### Supplied material
|---|
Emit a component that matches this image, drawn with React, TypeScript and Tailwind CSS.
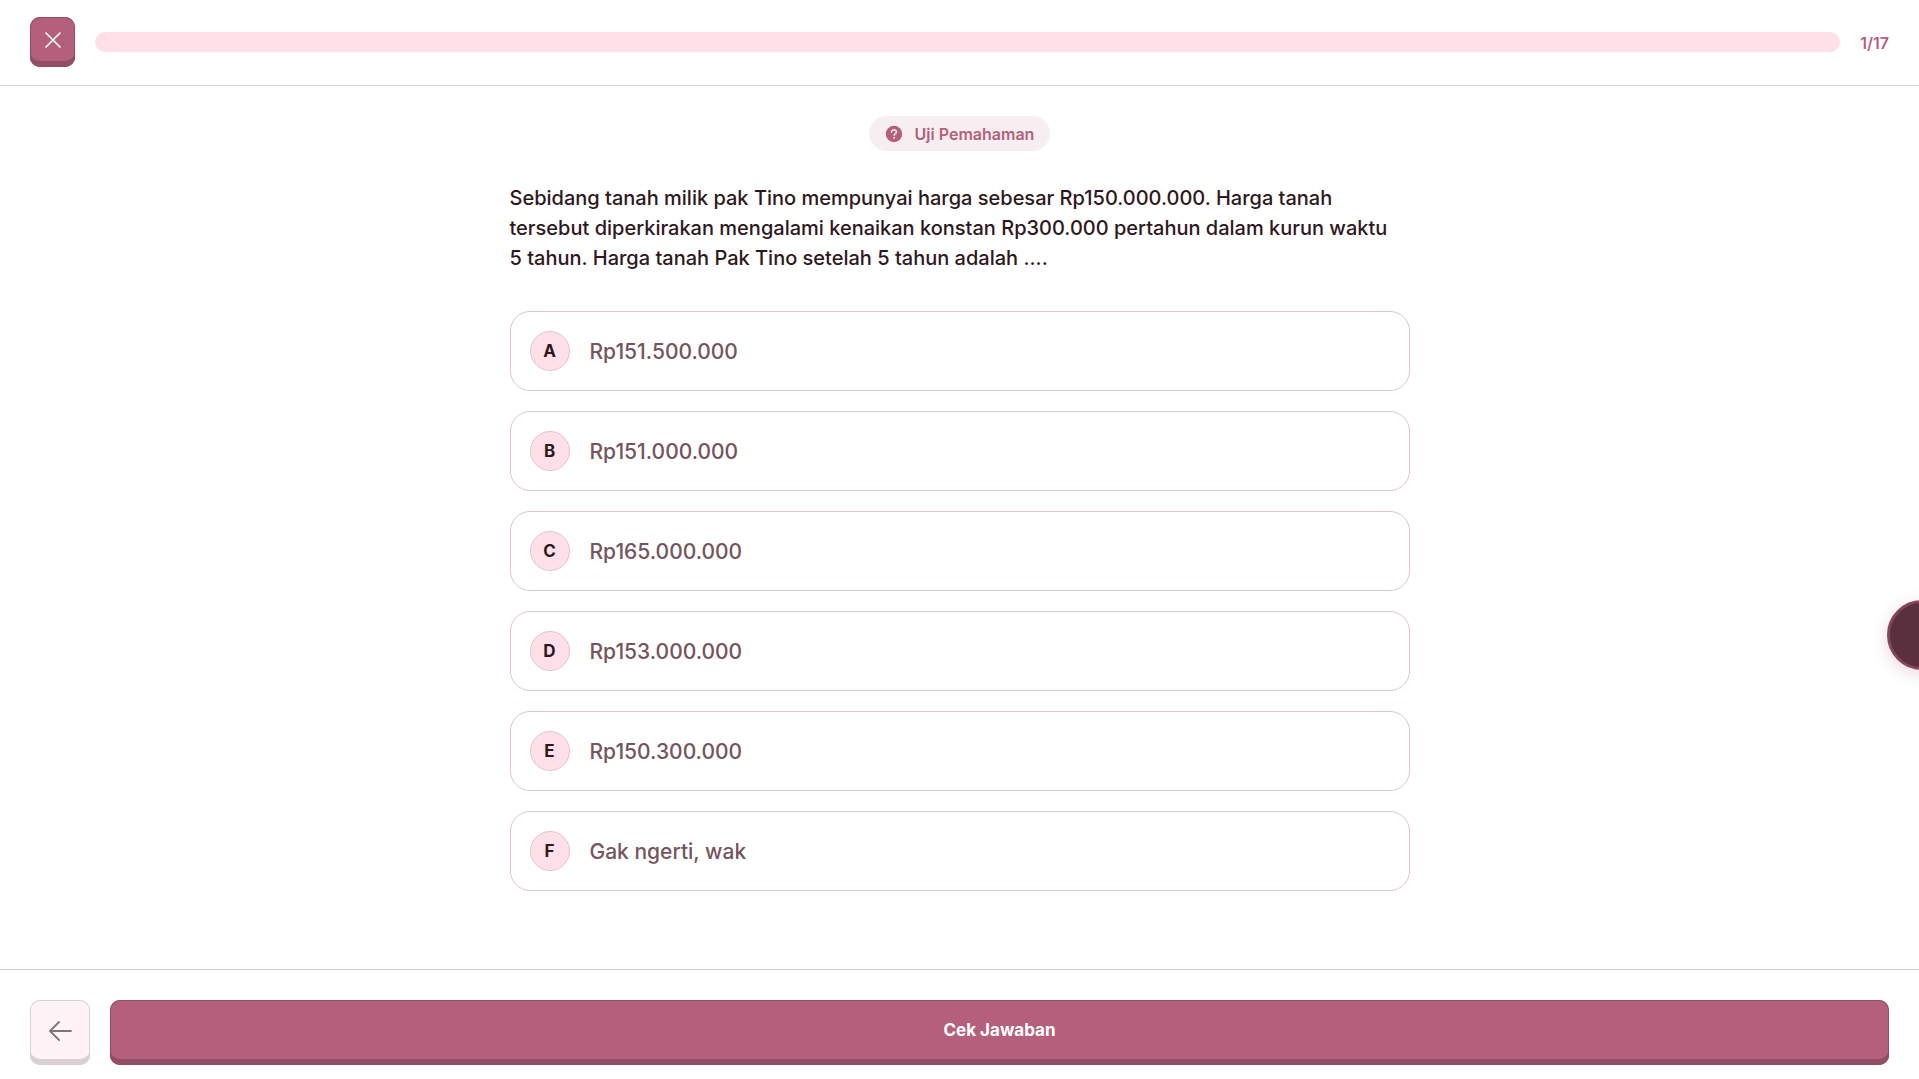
import { useState } from "react";

const options = [
  { id: "A", text: "Rp151.500.000" },
  { id: "B", text: "Rp151.000.000" },
  { id: "C", text: "Rp165.000.000" },
  { id: "D", text: "Rp153.000.000" },
  { id: "E", text: "Rp150.300.000" },
  { id: "F", text: "Gak ngerti, wak" },
];

function Header() {
  return (
    <header className="flex items-center gap-5 border-b border-[#d3d3d3] px-[30px] pt-[17px] pb-[18px]">
      <button
        type="button"
        aria-label="Tutup"
        className="flex h-[50px] w-[45px] shrink-0 items-center justify-center rounded-[10px] bg-[#b45f7b] pb-[5px] shadow-[inset_0_-6px_0_#914e64,inset_0_0_0_1px_#914e64]"
      >
        <svg width="16" height="16" viewBox="0 0 16 16" fill="none" stroke="#fff" strokeWidth="1.6" strokeLinecap="round" aria-hidden="true">
          <path d="M1 1 15 15M15 1 1 15" />
        </svg>
      </button>
      <div role="progressbar" aria-label="Kemajuan" aria-valuemin={0} aria-valuemax={17} aria-valuenow={0} className="h-5 flex-1 rounded-full bg-[#ffe0e8]" />
      <span className="pt-0.5 text-base leading-5 font-semibold text-[#b45f7b]">1/17</span>
    </header>
  );
}

function Topic() {
  return (
    <div className="flex h-[35px] items-center gap-3 rounded-full bg-[#f7eef1] px-4 text-[#b45f7b]">
      <svg width="18" height="18" viewBox="0 0 18 18" aria-hidden="true">
        <circle cx="9" cy="9" r="8.2" fill="currentColor" />
        <path d="M6.5 7.2C6.6 5.5 7.7 4.800 9 4.800s2.500.8 2.500 2.200c0 1.700-2.400 1.700-2.400 3.300" fill="none" stroke="#fff" strokeWidth="1.3" strokeLinecap="round" />
        <circle cx="9.1" cy="12.8" r=".9" fill="#fff" />
      </svg>
      <span className="text-base leading-5 font-semibold">Uji Pemahaman</span>
    </div>
  );
}

function Option({ id, text, checked, onSelect }: { id: string; text: string; checked: boolean; onSelect: () => void }) {
  return (
    <label className="flex h-20 cursor-pointer items-center gap-5 rounded-[20px] border border-[#e2c4ce] px-[19px] has-checked:bg-[#fff2f6]">
      <input type="radio" name="jawaban" value={id} checked={checked} onChange={onSelect} className="sr-only" />
      <span className="flex size-10 shrink-0 items-center justify-center rounded-full border border-[#e2c4ce] bg-[#ffe0e8] pt-0.5 text-[17px] font-bold text-[#2e1820]">
        {id}
      </span>
      <span className="pt-0.5 text-[21px] font-medium text-[#74545e]">{text}</span>
    </label>
  );
}

export default function App() {
  const [answer, setAnswer] = useState("");

  return (
    <div className="flex min-h-screen flex-col bg-white font-['Inter',sans-serif]">
      <Header />
      <main className="mx-auto flex w-full max-w-[900px] flex-1 flex-col items-center pt-[30px] pb-10">
        <Topic />
        <form id="soal" className="mt-8 w-full" onSubmit={(event) => event.preventDefault()}>
          <fieldset>
            <legend className="mb-[38px] text-xl leading-[30px] font-medium text-[#2e1820]">
              Sebidang tanah milik pak Tino mempunyai harga sebesar Rp150.000.000. Harga tanah tersebut diperkirakan mengalami kenaikan konstan Rp300.000 pertahun dalam kurun waktu 5&nbsp;tahun. Harga tanah Pak Tino setelah 5 tahun adalah ....
            </legend>
            <div className="flex flex-col gap-5">
              {options.map((option) => (
                <Option key={option.id} {...option} checked={answer === option.id} onSelect={() => setAnswer(option.id)} />
              ))}
            </div>
          </fieldset>
        </form>
      </main>
      <footer className="flex gap-5 border-t border-[#e2c4ce] px-[30px] pt-[30px] pb-[14px]">
        <button
          type="button"
          aria-label="Kembali"
          className="flex h-[65px] w-[60px] shrink-0 items-center justify-center rounded-[10px] bg-[#fff3f7] pb-1 shadow-[inset_0_-6px_0_#dad0d4,inset_0_0_0_1px_#dad0d4]"
        >
          <svg width="24" height="20" viewBox="0 0 24 20" fill="none" stroke="#7d7779" strokeWidth="1.8" strokeLinecap="round" strokeLinejoin="round" aria-hidden="true">
            <path d="M11 1 2 10 11 19M2 10H23" />
          </svg>
        </button>
        <button
          type="submit"
          form="soal"
          className="h-[65px] flex-1 rounded-[10px] bg-[#b45f7b] pb-1 text-[17px] font-bold text-white shadow-[inset_0_-6px_0_#914e64,inset_0_0_0_1px_#914e64]"
        >
          Cek Jawaban
        </button>
      </footer>
      <button
        type="button"
        aria-label="Bantuan"
        className="fixed top-[600px] -right-[38px] size-[70px] rounded-full border-[3px] border-[#85455d] bg-[#5a303f] shadow-[0_4px_16px_rgba(180,95,123,0.25)]"
      />
    </div>
  );
}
|---|
### Given task
Copy the material above in full and exactly, skipping pictures.

### Problem solution
Emit a component that matches this image, drawn with React, TypeScript and Tailwind CSS.
import { useState } from "react";

const options = [
  { id: "A", text: "Rp151.500.000" },
  { id: "B", text: "Rp151.000.000" },
  { id: "C", text: "Rp165.000.000" },
  { id: "D", text: "Rp153.000.000" },
  { id: "E", text: "Rp150.300.000" },
  { id: "F", text: "Gak ngerti, wak" },
];

function Header() {
  return (
    <header className="flex items-center gap-5 border-b border-[#d3d3d3] px-[30px] pt-[17px] pb-[18px]">
      <button
        type="button"
        aria-label="Tutup"
        className="flex h-[50px] w-[45px] shrink-0 items-center justify-center rounded-[10px] bg-[#b45f7b] pb-[5px] shadow-[inset_0_-6px_0_#914e64,inset_0_0_0_1px_#914e64]"
      >
        <svg width="16" height="16" viewBox="0 0 16 16" fill="none" stroke="#fff" strokeWidth="1.6" strokeLinecap="round" aria-hidden="true">
          <path d="M1 1 15 15M15 1 1 15" />
        </svg>
      </button>
      <div role="progressbar" aria-label="Kemajuan" aria-valuemin={0} aria-valuemax={17} aria-valuenow={0} className="h-5 flex-1 rounded-full bg-[#ffe0e8]" />
      <span className="pt-0.5 text-base leading-5 font-semibold text-[#b45f7b]">1/17</span>
    </header>
  );
}

function Topic() {
  return (
    <div className="flex h-[35px] items-center gap-3 rounded-full bg-[#f7eef1] px-4 text-[#b45f7b]">
      <svg width="18" height="18" viewBox="0 0 18 18" aria-hidden="true">
        <circle cx="9" cy="9" r="8.2" fill="currentColor" />
        <path d="M6.5 7.2C6.6 5.5 7.7 4.800 9 4.800s2.500.8 2.500 2.200c0 1.700-2.400 1.700-2.400 3.300" fill="none" stroke="#fff" strokeWidth="1.3" strokeLinecap="round" />
        <circle cx="9.1" cy="12.8" r=".9" fill="#fff" />
      </svg>
      <span className="text-base leading-5 font-semibold">Uji Pemahaman</span>
    </div>
  );
}

function Option({ id, text, checked, onSelect }: { id: string; text: string; checked: boolean; onSelect: () => void }) {
  return (
    <label className="flex h-20 cursor-pointer items-center gap-5 rounded-[20px] border border-[#e2c4ce] px-[19px] has-checked:bg-[#fff2f6]">
      <input type="radio" name="jawaban" value={id} checked={checked} onChange={onSelect} className="sr-only" />
      <span className="flex size-10 shrink-0 items-center justify-center rounded-full border border-[#e2c4ce] bg-[#ffe0e8] pt-0.5 text-[17px] font-bold text-[#2e1820]">
        {id}
      </span>
      <span className="pt-0.5 text-[21px] font-medium text-[#74545e]">{text}</span>
    </label>
  );
}

export default function App() {
  const [answer, setAnswer] = useState("");

  return (
    <div className="flex min-h-screen flex-col bg-white font-['Inter',sans-serif]">
      <Header />
      <main className="mx-auto flex w-full max-w-[900px] flex-1 flex-col items-center pt-[30px] pb-10">
        <Topic />
        <form id="soal" className="mt-8 w-full" onSubmit={(event) => event.preventDefault()}>
          <fieldset>
            <legend className="mb-[38px] text-xl leading-[30px] font-medium text-[#2e1820]">
              Sebidang tanah milik pak Tino mempunyai harga sebesar Rp150.000.000. Harga tanah tersebut diperkirakan mengalami kenaikan konstan Rp300.000 pertahun dalam kurun waktu 5&nbsp;tahun. Harga tanah Pak Tino setelah 5 tahun adalah ....
            </legend>
            <div className="flex flex-col gap-5">
              {options.map((option) => (
                <Option key={option.id} {...option} checked={answer === option.id} onSelect={() => setAnswer(option.id)} />
              ))}
            </div>
          </fieldset>
        </form>
      </main>
      <footer className="flex gap-5 border-t border-[#e2c4ce] px-[30px] pt-[30px] pb-[14px]">
        <button
          type="button"
          aria-label="Kembali"
          className="flex h-[65px] w-[60px] shrink-0 items-center justify-center rounded-[10px] bg-[#fff3f7] pb-1 shadow-[inset_0_-6px_0_#dad0d4,inset_0_0_0_1px_#dad0d4]"
        >
          <svg width="24" height="20" viewBox="0 0 24 20" fill="none" stroke="#7d7779" strokeWidth="1.8" strokeLinecap="round" strokeLinejoin="round" aria-hidden="true">
            <path d="M11 1 2 10 11 19M2 10H23" />
          </svg>
        </button>
        <button
          type="submit"
          form="soal"
          className="h-[65px] flex-1 rounded-[10px] bg-[#b45f7b] pb-1 text-[17px] font-bold text-white shadow-[inset_0_-6px_0_#914e64,inset_0_0_0_1px_#914e64]"
        >
          Cek Jawaban
        </button>
      </footer>
      <button
        type="button"
        aria-label="Bantuan"
        className="fixed top-[600px] -right-[38px] size-[70px] rounded-full border-[3px] border-[#85455d] bg-[#5a303f] shadow-[0_4px_16px_rgba(180,95,123,0.25)]"
      />
    </div>
  );
}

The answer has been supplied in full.